From State to Student is an important restatement of Sacramento's lowered investment in higher education at both UC and CSU.  The report makes clear several crucial points:

  1. Although it is clear that there has been declining support for higher ed for decades, the conventional (and passivity inducing narrative) underestimates the importance of the last decade:  Indeed, since 2001-2002 general fund spending for higher ed--as a share of general income--has been roughly cut in half despite the growing numbers of enrolled students (3).

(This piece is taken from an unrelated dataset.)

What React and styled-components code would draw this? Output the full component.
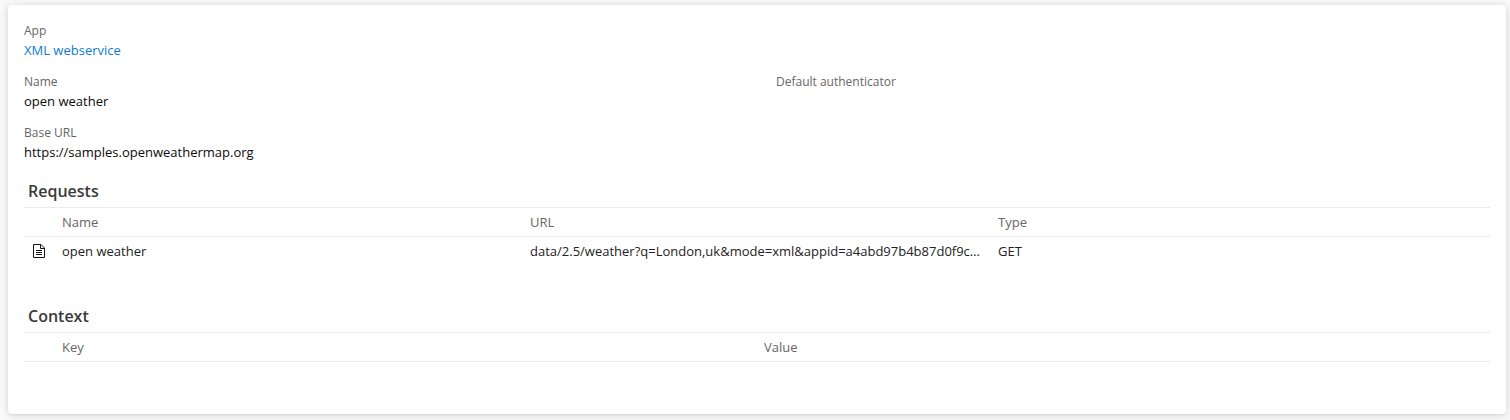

In other words, these cuts were political choices, not economic necessities.  As we have pointed out on numerous occasions, they were driven by the politics of the Schwarzenegger administration, took shape in the Compact that UC signed onto willingly (see the Futures Report and Cuts Report), and were deepened before being partially reversed by Jerry Brown.  The state's economy has grown but spending by Sacramento on higher education has been cut.  This is a point that needs to be made more forcefully than simply noting the cuts.   
  2. Despite the drastic disinvestment, both UC and CSU remain importantly dependent on the state for its core instructional funding.  The CPB estimates that under the proposed 2014-2015 the general fund will provide 54.3% of CSU core funding (down from 80% in 1998-1999) and 48.7% of core funding at UC (down from 75% in 1998-1999) (5-7). These numbers, like similar LAO numbers, are calculated based on General Funding divided by student FTE, and so we might quibble with them and with some of the definitions of what constitutes "core educational functions."  But they should give people pause in accepting the common claims by some that the state is now a marginal partner to CSU and (especially) UC because of the size of their total budgets.  
  3. The CPB also usefully charts the changing funding fortunes of higher education and corrections.  As they remind us (4), there has been an effective reversal in the priorities placed on higher education and corrections since the early 1980s.  In 1980-81 2.9% of the General Fund was spent on corrections; in 2014-2015 the Governor proposes 9%.  In 1980-81, 9.6% of the General Fund was spent on higher education; in 2014-2015 the Governor proposes 5.1%. Actually the reversal is worse than the CPB indicates since Brown's General Fund budget does not include the spending being sent to counties for realignment.  This has allowed him to appear as if he is cutting back on correctional spending when he is not. 

The CPB also demonstrates that this is a penny-wise/pound-foolish approach.  As several earlier reports indicated, effective access to CSU and UC has shrunk; the percentage of eligible California high school graduates who attend one of the systems has declined (7). The state has shifted costs onto the backs of students and families.  And in shifting funding from higher education to corrections it has shifted from investing in a sector that contributes to economic growth and social and personal development to building up a sector that drains both.

But the report also makes clear that none of the positions on the table will enable California's higher education system to fulfill its public purposes.  Although Governor Brown may pat himself on the back for his proposed funding increases it remains the case that the CPB estimates that the state is contributing 2,671 fewer dollars per FTE at CSU than in 2006-07 and 5,495 fewer dollars per FTE at UC. But the fashionable claims that we (especially at UC) don't need the state and should start focusing elsewhere miss the enduring and crucial support given by state funds.  And the disparity between the state's economic needs, the continued demand for higher education, and the avowed public support for higher education on the one hand, and the choices made by Sacramento on the other, should give people pause before accepting the alleged "realist" position that state funding is simply gone for good.